Remembering the epic 1977 flood that wreaked havoc and death on Kansas City

Photography courtesy of The Kansas City Public Library, Missouri Valley Special Collections

As told by Curt Diebel, owner of Diebel’s Sportsmens Gallery:

“We had multiple days of rain going into this, so the ground was saturated. The actual event was a hurricane-like drenching that started after dark. My wife and I were at the Royals game, so I want to say it started, like, eight o’clock or something. We were in the middle of the game.

My wife and I actually stayed at the game because we’d befriended one of the Royals players and we’d often hang around afterwards and talk to him, go get a beer. We did that night—we went to go get a beer. We were still in the stadium, he came up and said, ‘Let’s go across the street to the Ramada Inn or whatever.’ My car was out in the parking lot. He parked close, being a player. He said, ‘Listen, let me get my car and I’ll take you to your car.’ All I had to do was get from the passenger seat of his car, open my door, and get into my car. And when I stepped out onto the pavement, in the middle of the Royals parking lot, the water ran over my foot, as though I had stepped into a creek. That’s something that always stuck out to me. Like, holy cow, there is something odd going on here.

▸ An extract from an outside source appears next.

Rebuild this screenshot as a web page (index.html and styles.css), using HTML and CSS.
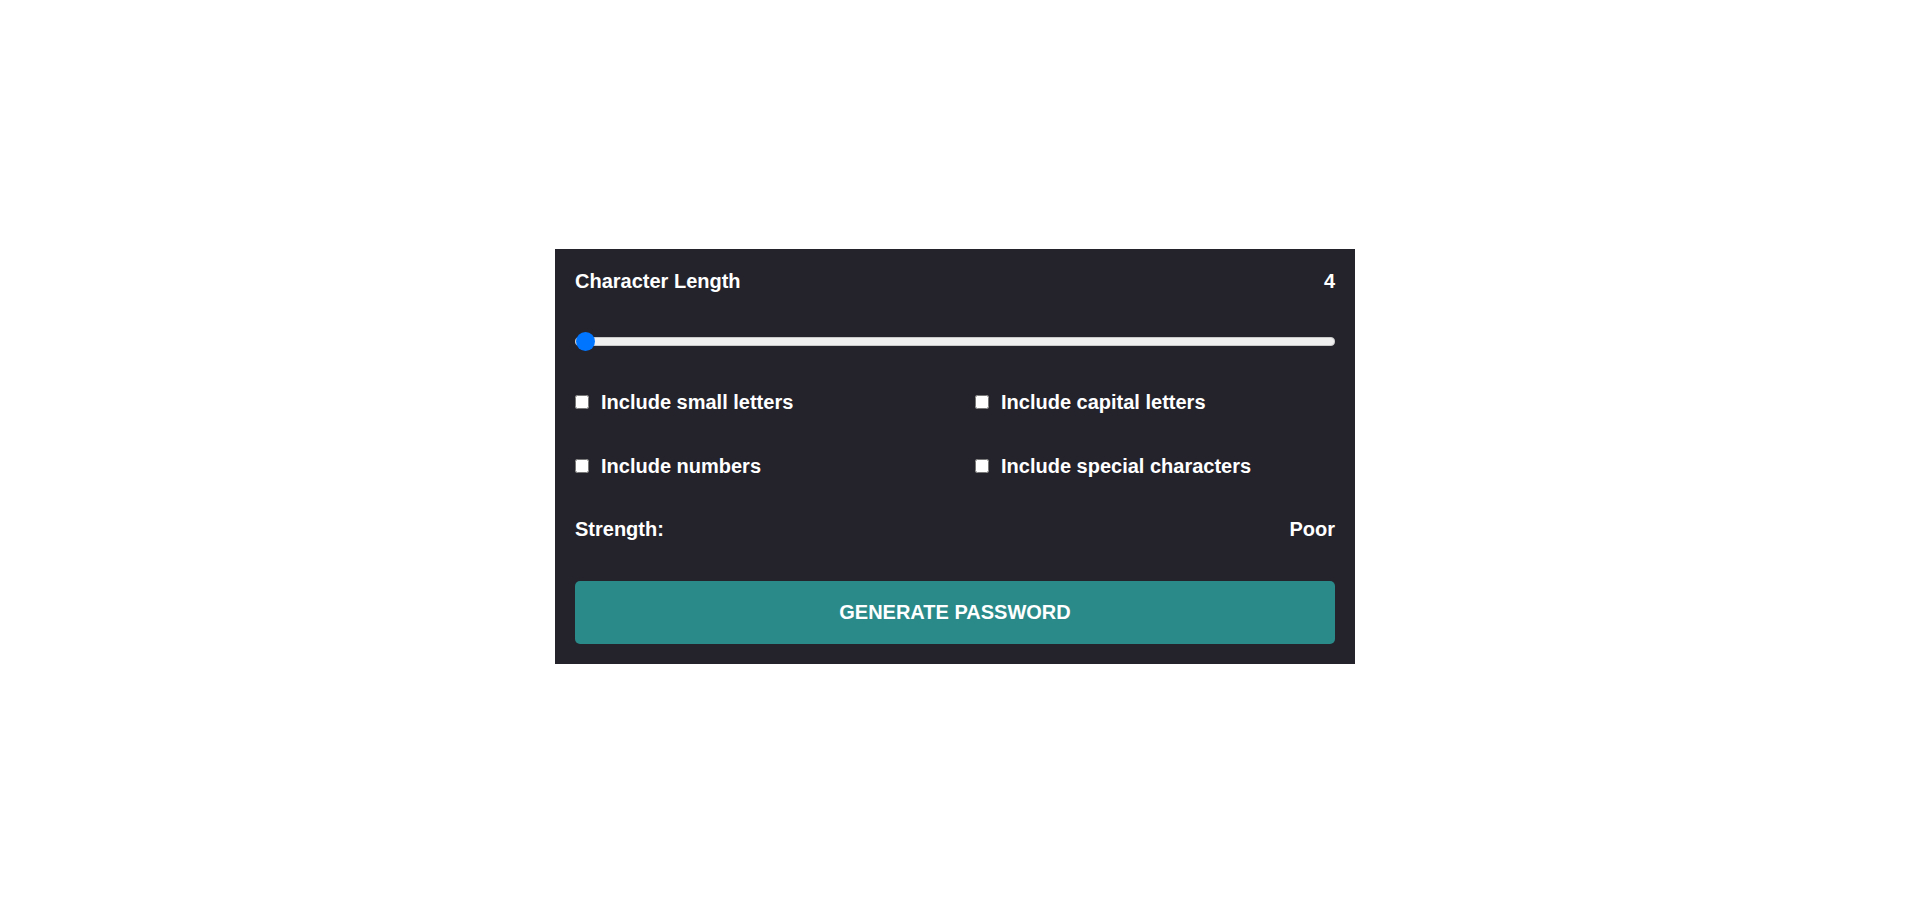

What was said was that there was as much water flowing down the creek that night as the normal flow in the Missouri River. That kind of gives it perspective, right? I had grown up on that creek, so I’d seen plenty of flooding through the years, but that was really something.

We weren’t even aware the flooding had occurred. We were in the basement bar at this hotel, the power went off, they brought candles. We sat there for a couple hours. At about eleven o’clock, we decided to head home.

When we got into the car, we’d had the radio on from the pre-game broad-cast. It was KMBZ, and they immediately went to the local broadcaster, who was Scott Kilgore at the time. I looked at my wife and said, ‘Well, that’s odd—there’s national news at the top of the hour, and they go immediately to Kansas City.’ He was describing the flooding and we had no idea. We were totally in the dark sitting at that hotel.

My dad comes by the next morning, and we head on down to the Plaza. I can remember driving on the South side of Brush Creek, directly across from where our store is now, and we could see the damage.

My dad started our store in 1954, so we’ve been on the Plaza for sixty-eight years. Our store was in a different location. We didn’t suffer from the flood directly—the store that’s where we are now did. It was six feet deep here. When we moved down to our current location, in my back room, which is five steps below street level, there was grass still growing on the ceiling. It would not surprise me if there’s still some grass growing there.

The one thing that I have always remembered: There used to be a post office on the block where I am now. They had a short wall and then a large picture window. And hanging there, half in, half out, was a car. But that isn’t what got my attention: It was the car on top of that car that got my attention.”